Thank you for those ideas. The tool container looks like the only viable option for me.
Looking forward to when this issue is fixed.
Thank you for providing feedback on caching. It is actually expected behavior for caching to be disabled when "Disable All Tools that Write Output" is enabled. This is because caching writes temporary yxdb files. Disabling outputs disables caching.
With that said we are reviewing the experience because this is not communicated clearly to our users. We are looking to enable caching with the option checked. Again your feedback is very much appreciated!
Is there a limit on how much data can be cached? I have a workflow that usually takes about 90 minutes to run. I've been caching the part that makes it take so long but I don't seem to have my full data set after caching.
I don't believe there is a limit on the cache feature of Alteryx. The main limiter would be the local disc space where Alteryx is writing those temporary files.

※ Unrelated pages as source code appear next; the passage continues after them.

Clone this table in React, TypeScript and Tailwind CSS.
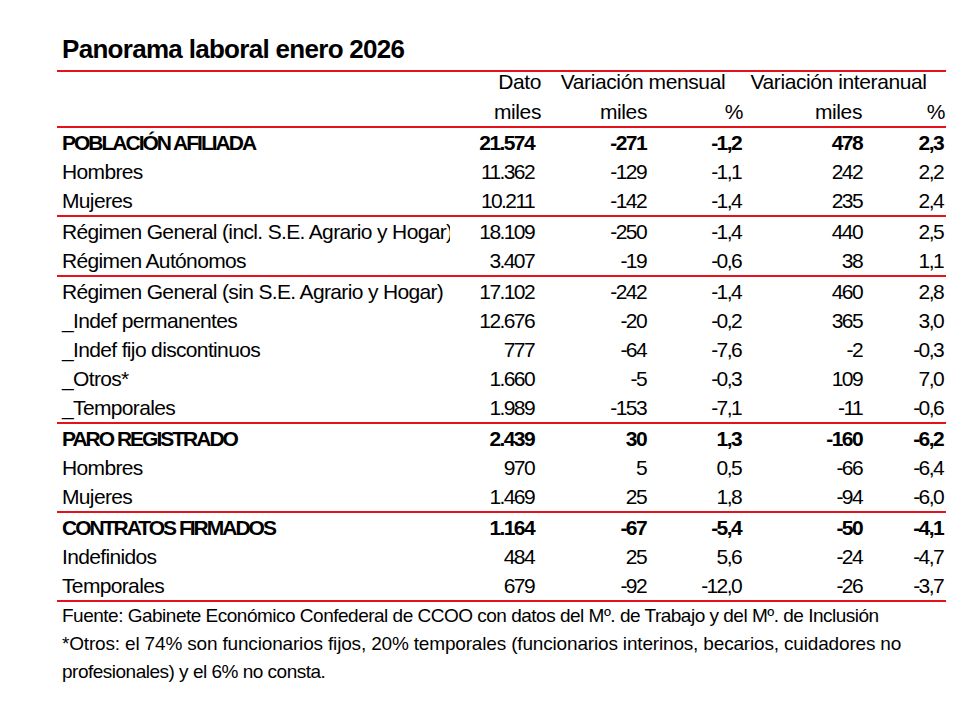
import React from 'react';

type Row = { label: string; bold?: boolean; v: string[] } | 'line';

const rows: Row[] = [
  { label: 'POBLACIÓN AFILIADA', bold: true, v: ['21.574', '-271', '-1,2', '478', '2,3'] },
  { label: 'Hombres', v: ['11.362', '-129', '-1,1', '242', '2,2'] },
  { label: 'Mujeres', v: ['10.211', '-142', '-1,4', '235', '2,4'] },
  'line',
  { label: 'Régimen General (incl. S.E. Agrario y Hogar)', v: ['18.109', '-250', '-1,4', '440', '2,5'] },
  { label: 'Régimen Autónomos', v: ['3.407', '-19', '-0,6', '38', '1,1'] },
  'line',
  { label: 'Régimen General (sin S.E. Agrario y Hogar)', v: ['17.102', '-242', '-1,4', '460', '2,8'] },
  { label: '_Indef permanentes', v: ['12.676', '-20', '-0,2', '365', '3,0'] },
  { label: '_Indef fijo discontinuos', v: ['777', '-64', '-7,6', '-2', '-0,3'] },
  { label: '_Otros*', v: ['1.660', '-5', '-0,3', '109', '7,0'] },
  { label: '_Temporales', v: ['1.989', '-153', '-7,1', '-11', '-0,6'] },
  'line',
  { label: 'PARO REGISTRADO', bold: true, v: ['2.439', '30', '1,3', '-160', '-6,2'] },
  { label: 'Hombres', v: ['970', '5', '0,5', '-66', '-6,4'] },
  { label: 'Mujeres', v: ['1.469', '25', '1,8', '-94', '-6,0'] },
  'line',
  { label: 'CONTRATOS FIRMADOS', bold: true, v: ['1.164', '-67', '-5,4', '-50', '-4,1'] },
  { label: 'Indefinidos', v: ['484', '25', '5,6', '-24', '-4,7'] },
  { label: 'Temporales', v: ['679', '-92', '-12,0', '-26', '-3,7'] },
  'line',
];

// right padding of the figures in each numeric column
const numPad = ['pr-[7px]', 'pr-[1px]', 'pr-[2px]', 'pr-0', 'pr-[3px]'];

const grid = 'grid grid-cols-[393px_91px_106px_96px_119px_84px]';

function RedLine() {
  return <div className="h-[2px] bg-[#e3121b]" />;
}

export default function App() {
  return (
    <div
      className="w-[978px] h-[722px] bg-white text-black"
      style={{ fontFamily: '"Liberation Sans", Arial, sans-serif' }}
    >
      <div className="ml-[57px] w-[889px] pt-[34px]">
        <h1 className="pl-[5px] h-[30px] leading-[30px] text-[26px] font-bold tracking-[-0.7px]">
          Panorama laboral enero 2026
        </h1>
        <div className="mt-[6px]">
          <RedLine />
        </div>

        {/* cabecera */}
        <div className={`${grid} h-[25px] text-[21px] leading-[20px] tracking-[-0.4px]`}>
          <div />
          <div className="text-right">Dato</div>
          <div className="col-span-2 text-center pl-[2px]">Variación mensual</div>
          <div className="col-span-2 text-center pr-[12px]">Variación interanual</div>
        </div>
        <div className={`${grid} h-[29px] text-[21px] leading-[29px] tracking-[-0.4px]`}>
          <div />
          <div className="text-right">miles</div>
          <div className="text-right">miles</div>
          <div className="text-right">%</div>
          <div className="text-right">miles</div>
          <div className="text-right pr-[1px]">%</div>
        </div>
        <RedLine />

        {rows.map((r, i) =>
          r === 'line' ? (
            <RedLine key={i} />
          ) : (
            <div
              key={i}
              className={`${grid} h-[29px] leading-[29px] text-[21px] ${r.bold ? 'font-bold' : ''}`}
            >
              <div
                className={`pl-[5px] whitespace-nowrap overflow-hidden ${
                  r.bold ? 'tracking-[-2px]' : 'tracking-[-0.65px]'
                }`}
              >
                {r.label}
              </div>
              {r.v.map((n, j) => (
                <div key={j} className={`text-right tracking-[-1.6px] ${numPad[j]}`}>
                  {n}
                </div>
              ))}
            </div>
          )
        )}

        {/* notas */}
        <div className="pl-[5px] text-[19px] leading-[28px] tracking-[-0.5px] whitespace-nowrap">
          <p>Fuente: Gabinete Económico Confederal de CCOO con datos del Mº. de Trabajo y del Mº. de Inclusión</p>
          <p>
            <span className="tracking-[-0.17px]">
              *Otros: el 74% son funcionarios fijos, 20% temporales (funcionarios interinos, becarios, cuidadores no
            </span>
            <br />
            profesionales) y el 6% no consta.
          </p>
        </div>
      </div>
    </div>
  );
}
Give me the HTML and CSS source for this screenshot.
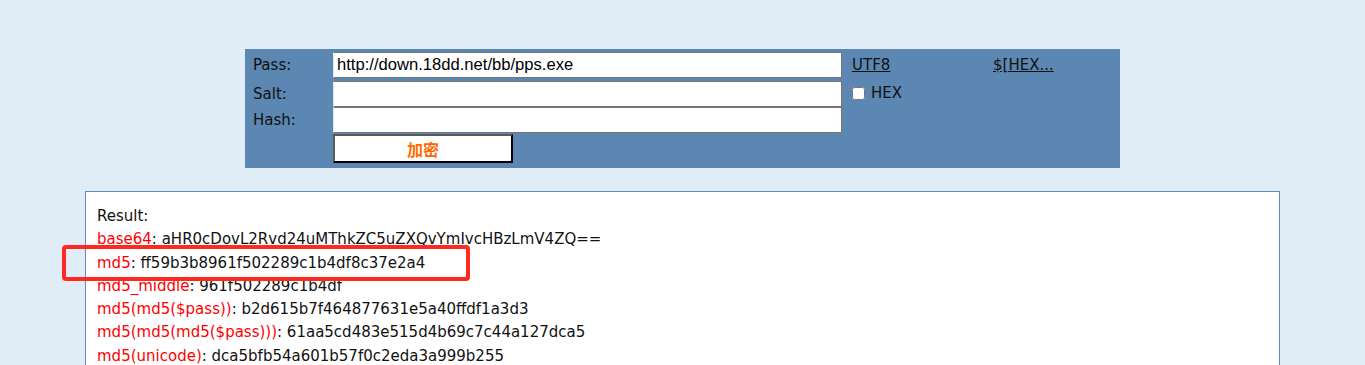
FILE: index.html
```html
<!DOCTYPE html>
<html lang="zh">
<head>
    <meta charset="UTF-8">
    <title>加密</title>
    <link rel="stylesheet" href="styles.css">
</head>
<body>
    <div class="panel">
        <div class="row row-pass">
            <span class="label">Pass:</span>
            <input class="field" type="text" value="http://down.18dd.net/bb/pps.exe">
            <a class="link link-utf" href="#">UTF8</a>
            <a class="link" href="#">$[HEX...</a>
        </div>
        <div class="row row-salt">
            <span class="label">Salt:</span>
            <input class="field" type="text">
            <label class="hex"><input type="checkbox"> HEX</label>
        </div>
        <div class="row row-hash">
            <span class="label">Hash:</span>
            <input class="field" type="text">
        </div>
        <div class="row row-btn">
            <span class="label"></span>
            <button class="go">加密</button>
        </div>
    </div>

    <div class="result">
        <div class="line">Result:</div>
        <div class="line"><span class="key">base64</span>: aHR0cDovL2Rvd24uMThkZC5uZXQvYmIvcHBzLmV4ZQ==</div>
        <div class="line"><span class="key">md5</span>: ff59b3b8961f502289c1b4df8c37e2a4</div>
        <div class="line"><span class="key">md5_middle</span>: 961f502289c1b4df</div>
        <div class="line"><span class="key">md5(md5($pass))</span>: b2d615b7f464877631e5a40ffdf1a3d3</div>
        <div class="line"><span class="key">md5(md5(md5($pass)))</span>: 61aa5cd483e515d4b69c7c44a127dca5</div>
        <div class="line"><span class="key">md5(unicode)</span>: dca5bfb54a601b57f0c2eda3a999b255</div>
        <div class="mark"></div>
    </div>
</body>
</html>
```

FILE: styles.css
```css
body {
    margin: 0;
    padding-top: 49px;
    background-color: #e1edf6;
    font-family: "DejaVu Sans", Verdana, sans-serif;
    font-size: 15px;
    color: #111;
}

.panel {
    width: 875px;
    margin: 0 auto;
    padding: 3px 0 5px 0;
    background-color: #5b87b2;
    box-sizing: border-box;
}

.row {
    display: flex;
    align-items: center;
}

.row-pass {
    height: 26px;
}

.row-salt {
    margin-top: 3px;
    height: 26px;
    align-items: flex-start;
}

.row-hash {
    height: 26px;
}

.row-btn {
    margin-top: 1px;
    height: 29px;
}

.label {
    width: 80px;
    padding-left: 8px;
    flex-shrink: 0;
}

.row-salt .label {
    line-height: 26px;
}

.field {
    width: 509px;
    height: 100%;
    box-sizing: border-box;
    margin: 0;
    padding: 0 3px;
    border: 1px solid #767676;
    border-left-color: #e6e6e6;
    background: #fff;
    font-family: "Liberation Sans", Arial, sans-serif;
    font-size: 16.6px;
    color: #000;
}

.link {
    color: #111;
    text-decoration: underline;
}

.link-utf {
    margin-left: 10px;
    width: 141px;
}

.hex {
    display: flex;
    align-items: center;
    margin-left: 9px;
    margin-top: 3px;
}

.hex input {
    width: 13px;
    height: 13px;
    margin: 0 6px 0 1px;
}

.go {
    width: 180px;
    height: 29px;
    padding: 0;
    background: #fff;
    border: 2px solid;
    border-color: #5a5a5a #000 #000 #5a5a5a;
    font-family: "Noto Sans CJK SC", sans-serif;
    font-size: 16px;
    font-weight: bold;
    color: #ff6a00;
}

.result {
    position: relative;
    width: 1195px;
    margin: 23px auto 0 auto;
    padding: 13px 11px 20px 11px;
    box-sizing: border-box;
    background: #fff;
    border: 1px solid #5b8bc8;
}

.line {
    line-height: 23.3px;
}

.key {
    color: #ff0000;
}

.mark {
    position: absolute;
    left: -24px;
    top: 53px;
    width: 408px;
    height: 36px;
    box-sizing: border-box;
    border: 4px solid #ff2a1f;
    border-radius: 4px;
}
```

I would check your machine to see what kind of temp storage is available.
I hope this helps!
Hello Everyone ?
I was wondering if i can cache something that is already in a container.
Thanks a lot
Hi @emorits002, yes you can - with the same rules that @SydneyF mentions above. Here's a quick example of caching within a container:
I recently upgraded my Alteryx Designer to Version 2020.4 and have noticed some changes in the caching behavior to input tools linked to interface tools.
In version 2019.4 regardless of any "loops" caused by the interface tool, I always had the ability to cache the input data set.
Since the upgrade it can no longer cache the input tool or simply caches the whole flow, which isn't of much use.
Was this an intended change or is there a possibility of getting back the previous behavior?